Here’s the article reproduced below with due acknowledgements to Outlook magazine. Also at http://www.outlookindia.com/full.asp?fodname=20090112&fname=IAlkazi+%28F%29&sid=1

My roots extend back to Saudi Arabia, but the richest years of my life are the ones that I spent in Poona, where I was born and raised. The education I received there—from my father, and from the Jesuit school I attended—and the rich life of the area around me, have shaped me into the person I am today.

I have never really gone back to Poona except for a short trip a couple of years ago, and I have never staged a play there. It isn't that I don't miss it, but places change and some have changed beyond recognition. The Poona I knew, of my family and neighbours, no longer exists for me to go back to.

My father was the first member of the Alkazi family to leave Saudi Arabia.

He was an orphan, who had to make his way in the world, so his uncles sent him to Bombay, which had a centuries-old tradition of Arabs coming to trade. He worked initially with the Bassam family, who were primarily in the tea trade, but then went on to become a businessman in his own right, trading in textiles, tea and whatever else was in demand. The Arab traders made their presence felt through business or from things such as Iraqi horses imported for the Poona races.

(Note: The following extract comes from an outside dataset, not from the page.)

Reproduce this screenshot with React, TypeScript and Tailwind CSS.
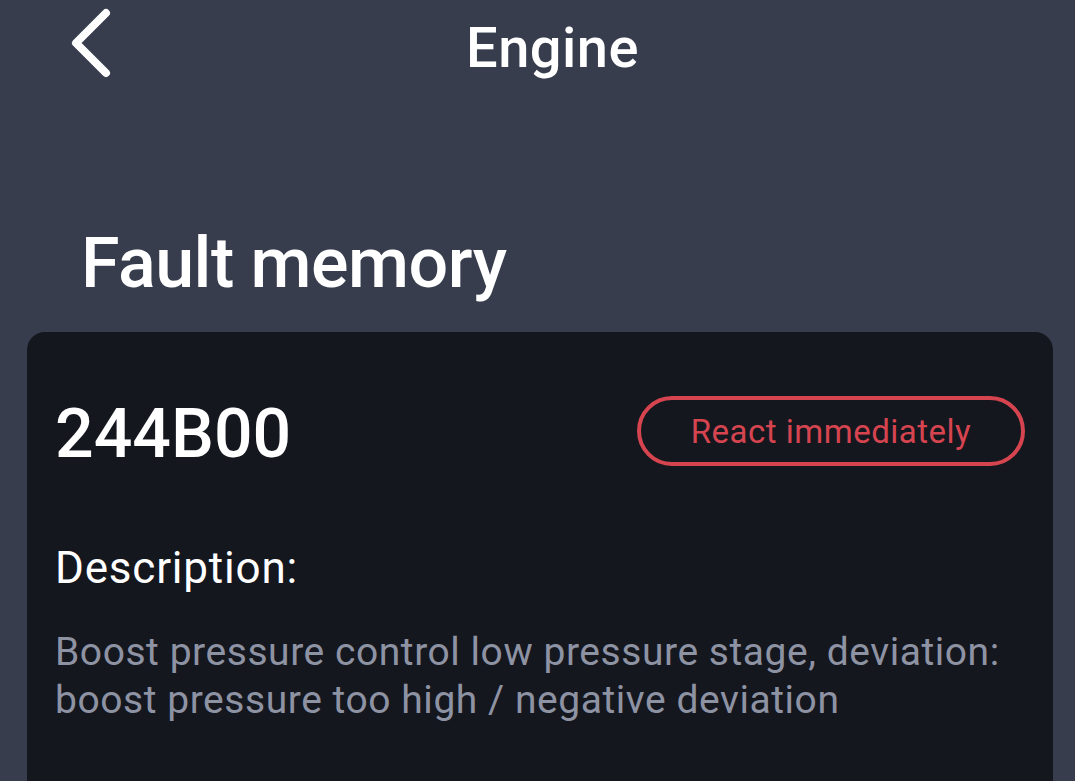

Many of the Arab families did not circulate much beyond this circle, but my father preferred to mix with others.

Although he continued to work from Bombay, where his office was on the fifth floor of the building, and his flat on the fourth floor, my father decided to rent a house in Poona, which was a military town known for its quiet and salubrious environment, and a good place to raise children. Our house was in the cantonment area, but just at the edge, so we enjoyed the quiet of the military areas but were not that far from Poona city. I grew up in a family of nine children.

Beyond my immediate family, there were three other families living in the compound, each in their own villa. There was a Parsi family, where an emigre German-Jewish music teacher would come to give piano lessons every day. Then there was an English family in the next villa, and an emigre Persian family in the last. This created a very cosmopolitan environment. There was a tremendous feeling of good neighbourliness and a great tradition of visiting each other, very informally. On top of which every family—the Parsis, Christians and us—would celebrate its own festivals and invite everyone from the compound. This was a taste of the "communal" in the very best sense of the term.

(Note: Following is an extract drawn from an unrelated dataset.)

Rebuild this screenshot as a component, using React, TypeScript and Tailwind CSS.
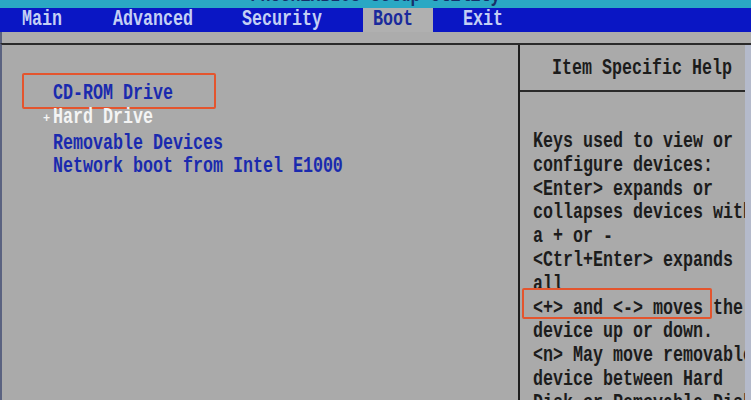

In the neighbouring compound, there was a long bungalow divided between a Goan Christian family and a Parsi one. The Parsi women were very skilled at playing Western classical music, while the Goan Christian family loved jazz, so different types of music were constantly in the background as I grew up. Beyond the compounds were the green fields of a Maharashtrian farmer, from whom we bought our greens and vegetables. He was one of my father's closest friends, although they really had no common language to communicate in. The farmer spoke only Marathi and my father had some knowledge of Hindustani but they were both drawn to each other. As I think back, all of this was also my education in theatre. Theatre is primarily about social observation and I saw a really rich slice of life, including a Parsi family that was like out of a Chekhov play. The sisters were all spinsters, and the one brother was a weak man, always drinking and borrowing money from the Pathan moneylenders.

My father was a self-taught man, and created libraries everywhere he went. These would include encyclopaedias, books in English, and he also subscribed to the latest journals from the Arab world, such as Al Ahram from Egypt

We read Naguib Mahfouz when he was just starting out, long before he became famous or received a Nobel. My father firmly thought that our cultural roots were in Saudi Arabia; we spoke only Arabic at home, and we had a teacher of Arabic and Islamic studies who was brought over from Saudi Arabia and lived as part of our family.

I never had a day's vacation from studying. My brothers and I would return from our Jesuit school—St Vincent's High School—to the study of the Quran and its interpretation at home. My sisters were taught at home. This gave us a solid foundation in Islam and Islamic studies. The second great influence on my early life was also a person in charge of a library—Father Riklin, who was also the principal of St Vincent's, and it was he who encouraged me to participate in the annual school play. I acted in those plays from age nine to 14.

Outside our immediate lives, other great events were happening. Poona played an important role in the Independence movement, which was at its height at this time. Gandhi and other Congress leaders would stay at the Aga Khan Palace in Poona city and I remember cycling around it. At night we could hear the Congress leaders working up the crowds. At the same time, you would have regimental bands marching through the streets, emphasising the presence of the British army. It was exciting, and scary.

I remember that on Saturdays, which were half-days, I would carry my bicycle over the sandy patch in the compound so that my mother wouldn't hear me leaving the compound. Some instinct would still alert her, and she'd call, "Ebrahim, Ebrahim!" But I'd pretend not to hear and cycle to Poona city. There I'd go to the International Book Service, which used to get the finest of new English literature from Europe. The intellectual fraternity of Maharashtra would also gather there, and they'd be discussing all the important issues of the time with the shop owner, a Mr Dikshit.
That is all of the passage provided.